• [THE INPUT]:
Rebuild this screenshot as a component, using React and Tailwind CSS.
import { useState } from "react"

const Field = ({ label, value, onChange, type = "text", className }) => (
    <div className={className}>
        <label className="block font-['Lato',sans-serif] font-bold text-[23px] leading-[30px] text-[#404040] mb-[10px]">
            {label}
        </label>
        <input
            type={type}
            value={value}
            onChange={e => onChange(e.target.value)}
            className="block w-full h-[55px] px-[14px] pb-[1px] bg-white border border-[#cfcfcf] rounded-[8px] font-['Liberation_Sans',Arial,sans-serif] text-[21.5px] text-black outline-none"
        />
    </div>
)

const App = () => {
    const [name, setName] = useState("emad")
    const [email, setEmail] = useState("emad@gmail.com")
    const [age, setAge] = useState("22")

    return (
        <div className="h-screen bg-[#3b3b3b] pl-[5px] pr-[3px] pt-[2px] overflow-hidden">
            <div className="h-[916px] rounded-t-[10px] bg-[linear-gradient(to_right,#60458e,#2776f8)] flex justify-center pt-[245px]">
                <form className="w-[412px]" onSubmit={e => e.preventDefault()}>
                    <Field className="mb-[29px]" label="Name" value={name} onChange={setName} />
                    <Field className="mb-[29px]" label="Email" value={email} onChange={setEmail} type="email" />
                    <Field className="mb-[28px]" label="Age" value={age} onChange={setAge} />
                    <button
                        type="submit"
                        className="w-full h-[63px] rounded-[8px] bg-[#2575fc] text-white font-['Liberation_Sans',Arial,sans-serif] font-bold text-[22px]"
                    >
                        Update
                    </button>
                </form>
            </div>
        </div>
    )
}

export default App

---

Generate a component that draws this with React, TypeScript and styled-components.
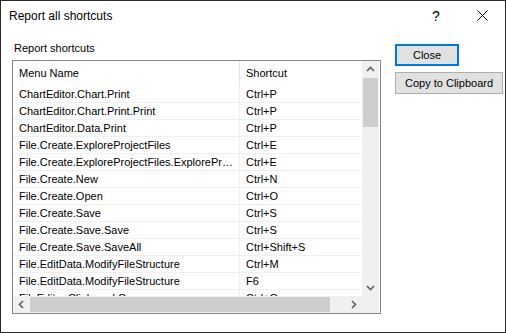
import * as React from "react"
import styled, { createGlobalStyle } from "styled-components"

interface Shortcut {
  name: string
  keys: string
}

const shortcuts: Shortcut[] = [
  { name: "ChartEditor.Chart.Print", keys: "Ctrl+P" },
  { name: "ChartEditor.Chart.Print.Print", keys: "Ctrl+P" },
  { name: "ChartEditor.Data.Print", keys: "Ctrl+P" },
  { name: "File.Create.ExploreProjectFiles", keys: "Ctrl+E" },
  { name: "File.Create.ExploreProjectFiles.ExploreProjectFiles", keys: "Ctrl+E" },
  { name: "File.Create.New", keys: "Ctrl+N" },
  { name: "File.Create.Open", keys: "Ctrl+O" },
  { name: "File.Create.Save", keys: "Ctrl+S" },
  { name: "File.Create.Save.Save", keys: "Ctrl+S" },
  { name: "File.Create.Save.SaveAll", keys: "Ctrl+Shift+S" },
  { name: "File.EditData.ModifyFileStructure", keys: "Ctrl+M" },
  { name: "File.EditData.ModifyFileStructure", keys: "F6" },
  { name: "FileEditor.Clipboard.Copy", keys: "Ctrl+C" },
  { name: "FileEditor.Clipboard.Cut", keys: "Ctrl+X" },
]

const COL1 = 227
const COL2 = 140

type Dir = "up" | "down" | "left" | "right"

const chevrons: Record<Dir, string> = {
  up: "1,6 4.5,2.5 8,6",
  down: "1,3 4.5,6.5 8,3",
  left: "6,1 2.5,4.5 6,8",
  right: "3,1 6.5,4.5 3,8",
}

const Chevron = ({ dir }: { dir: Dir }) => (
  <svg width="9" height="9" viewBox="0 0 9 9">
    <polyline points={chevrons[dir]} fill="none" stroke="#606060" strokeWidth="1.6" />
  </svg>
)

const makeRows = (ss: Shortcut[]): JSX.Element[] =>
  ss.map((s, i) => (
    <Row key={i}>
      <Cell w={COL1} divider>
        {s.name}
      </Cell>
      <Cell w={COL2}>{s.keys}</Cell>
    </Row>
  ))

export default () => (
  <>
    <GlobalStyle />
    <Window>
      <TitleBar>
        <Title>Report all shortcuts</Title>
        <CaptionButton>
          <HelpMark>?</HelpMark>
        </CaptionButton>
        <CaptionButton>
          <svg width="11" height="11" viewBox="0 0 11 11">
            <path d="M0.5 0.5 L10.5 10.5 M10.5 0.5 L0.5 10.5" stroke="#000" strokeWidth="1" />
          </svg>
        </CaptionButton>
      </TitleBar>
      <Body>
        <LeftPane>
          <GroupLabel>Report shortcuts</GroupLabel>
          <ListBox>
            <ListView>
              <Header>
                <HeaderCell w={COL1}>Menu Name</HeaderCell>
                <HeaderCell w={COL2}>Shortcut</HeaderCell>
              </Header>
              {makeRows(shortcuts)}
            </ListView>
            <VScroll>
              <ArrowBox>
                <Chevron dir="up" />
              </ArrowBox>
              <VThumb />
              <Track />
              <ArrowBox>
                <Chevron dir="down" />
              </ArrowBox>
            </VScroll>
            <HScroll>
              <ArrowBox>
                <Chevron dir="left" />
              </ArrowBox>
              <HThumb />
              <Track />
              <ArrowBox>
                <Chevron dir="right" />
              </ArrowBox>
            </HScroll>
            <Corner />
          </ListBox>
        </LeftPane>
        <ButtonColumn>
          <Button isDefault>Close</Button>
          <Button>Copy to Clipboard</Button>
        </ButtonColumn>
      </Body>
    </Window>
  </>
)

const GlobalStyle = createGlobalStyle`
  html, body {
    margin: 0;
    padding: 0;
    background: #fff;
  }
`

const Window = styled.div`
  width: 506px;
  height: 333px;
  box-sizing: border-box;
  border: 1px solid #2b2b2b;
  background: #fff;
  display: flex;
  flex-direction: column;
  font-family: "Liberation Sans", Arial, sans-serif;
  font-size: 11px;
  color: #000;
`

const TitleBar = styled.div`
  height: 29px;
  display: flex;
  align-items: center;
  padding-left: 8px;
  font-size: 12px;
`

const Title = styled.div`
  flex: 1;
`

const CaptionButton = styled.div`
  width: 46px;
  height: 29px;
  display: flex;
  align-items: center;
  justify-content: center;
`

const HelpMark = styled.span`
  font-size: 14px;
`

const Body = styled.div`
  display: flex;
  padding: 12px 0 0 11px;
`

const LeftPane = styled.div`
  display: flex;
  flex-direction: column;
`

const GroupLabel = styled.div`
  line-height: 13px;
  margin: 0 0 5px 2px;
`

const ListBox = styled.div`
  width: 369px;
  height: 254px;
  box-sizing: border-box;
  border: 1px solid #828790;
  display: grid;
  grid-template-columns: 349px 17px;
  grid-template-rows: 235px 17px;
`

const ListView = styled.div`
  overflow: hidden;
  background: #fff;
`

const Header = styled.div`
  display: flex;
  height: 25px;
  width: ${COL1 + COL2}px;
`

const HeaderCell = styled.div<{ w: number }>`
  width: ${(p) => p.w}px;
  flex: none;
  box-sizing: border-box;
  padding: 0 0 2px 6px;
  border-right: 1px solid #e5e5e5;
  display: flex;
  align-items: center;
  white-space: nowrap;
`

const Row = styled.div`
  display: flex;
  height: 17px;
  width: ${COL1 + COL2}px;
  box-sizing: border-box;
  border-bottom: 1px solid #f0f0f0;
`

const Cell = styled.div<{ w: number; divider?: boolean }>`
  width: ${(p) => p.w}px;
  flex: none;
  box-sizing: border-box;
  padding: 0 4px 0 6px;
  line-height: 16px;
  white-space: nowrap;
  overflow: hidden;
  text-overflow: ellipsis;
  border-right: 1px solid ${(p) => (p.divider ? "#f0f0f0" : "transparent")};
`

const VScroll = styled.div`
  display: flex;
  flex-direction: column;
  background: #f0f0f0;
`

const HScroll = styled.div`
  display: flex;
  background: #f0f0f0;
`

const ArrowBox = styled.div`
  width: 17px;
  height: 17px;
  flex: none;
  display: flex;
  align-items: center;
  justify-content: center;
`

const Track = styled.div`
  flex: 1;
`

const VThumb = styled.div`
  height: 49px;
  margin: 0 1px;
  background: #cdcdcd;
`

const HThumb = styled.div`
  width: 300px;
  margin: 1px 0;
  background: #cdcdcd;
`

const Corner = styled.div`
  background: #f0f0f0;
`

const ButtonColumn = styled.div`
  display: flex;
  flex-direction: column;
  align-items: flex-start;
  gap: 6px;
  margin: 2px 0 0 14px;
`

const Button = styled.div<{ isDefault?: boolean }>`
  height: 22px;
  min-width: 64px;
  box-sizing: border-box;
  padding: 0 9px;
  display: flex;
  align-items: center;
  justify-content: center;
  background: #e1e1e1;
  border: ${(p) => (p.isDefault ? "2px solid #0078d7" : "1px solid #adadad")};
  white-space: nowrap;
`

• [EXERCISE AIM]: Extract the span of lines that starts with the line containing "Rebuild this screenshot" and ends with the line containing "export default App". Keep it exact and add nothing.

• [OUTPUT FOR THIS TASK]:
Rebuild this screenshot as a component, using React and Tailwind CSS.
import { useState } from "react"

const Field = ({ label, value, onChange, type = "text", className }) => (
    <div className={className}>
        <label className="block font-['Lato',sans-serif] font-bold text-[23px] leading-[30px] text-[#404040] mb-[10px]">
            {label}
        </label>
        <input
            type={type}
            value={value}
            onChange={e => onChange(e.target.value)}
            className="block w-full h-[55px] px-[14px] pb-[1px] bg-white border border-[#cfcfcf] rounded-[8px] font-['Liberation_Sans',Arial,sans-serif] text-[21.5px] text-black outline-none"
        />
    </div>
)

const App = () => {
    const [name, setName] = useState("emad")
    const [email, setEmail] = useState("emad@gmail.com")
    const [age, setAge] = useState("22")

    return (
        <div className="h-screen bg-[#3b3b3b] pl-[5px] pr-[3px] pt-[2px] overflow-hidden">
            <div className="h-[916px] rounded-t-[10px] bg-[linear-gradient(to_right,#60458e,#2776f8)] flex justify-center pt-[245px]">
                <form className="w-[412px]" onSubmit={e => e.preventDefault()}>
                    <Field className="mb-[29px]" label="Name" value={name} onChange={setName} />
                    <Field className="mb-[29px]" label="Email" value={email} onChange={setEmail} type="email" />
                    <Field className="mb-[28px]" label="Age" value={age} onChange={setAge} />
                    <button
                        type="submit"
                        className="w-full h-[63px] rounded-[8px] bg-[#2575fc] text-white font-['Liberation_Sans',Arial,sans-serif] font-bold text-[22px]"
                    >
                        Update
                    </button>
                </form>
            </div>
        </div>
    )
}

export default App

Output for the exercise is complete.